Gold Ends Down, Hits 4-Mo. Low, on More Technical Selling

San Francisco (May 29)  Gold prices ended the U.S. day session modestly lower and hit another four-month low Thursday as the near-term technical charts continue to firmly favor the bearish camp. A downbeat U.S. gross domestic product report released in the morning did help to lift the gold market up a bit from its daily low. June Comex gold was last down $3.40 at $1,255.90 an ounce. Spot gold was last quoted down $1.60 at $1,257.50. July Comex silver last traded down $0.034 at $19.025 an ounce.

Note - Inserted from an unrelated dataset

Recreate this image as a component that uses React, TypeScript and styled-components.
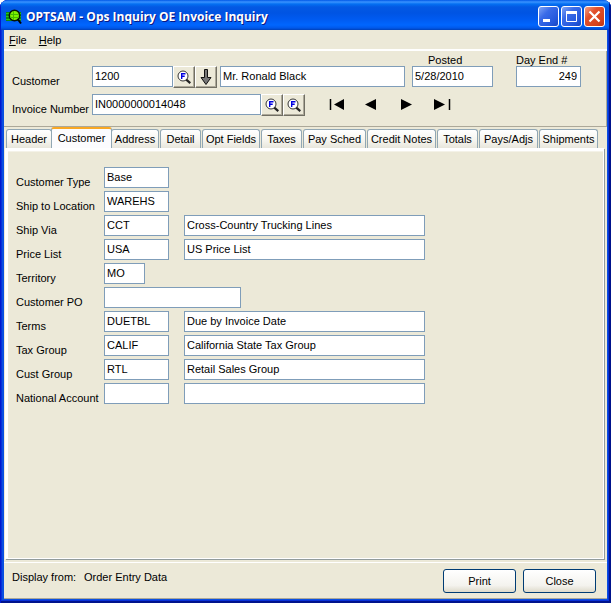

The preliminary U.S. gross domestic product report for the first quarter fell 1.0%, which was a bit worse than market expectations. Adverse winter weather was blamed for the shortfall. Gold did pop a few dollars in the immediate aftermath of the GDP report, but then returned to the moderately lower price levels seen before the report was released.

Trading was quieter overnight with many markets pausing as focus is turning to next week’s monthly monetary policy meeting of the European Central Bank. It’s widely believed the ECB will announce further monetary policy stimulus measures at that meeting. Recent weak European Union economic data and fears of deflation setting in for the EU are solid reasons for the ECB to make a move next week.

A feature in the market place recently has been falling U.S. Treasury bond yields (rising prices). Bond yields have fallen to the lowest levels in almost a year. This “flight-to-quality” buying of T-bonds and T-notes suggests growing trader and investor unease—either from concerns about world economic growth or geopolitical tensions, or both. It could be that the falling Treasury yields also portend the gold market putting in a price bottom soon.

The London P.M. gold fix was $1,255.00 versus the previous P.M. fixing of $1,254.00.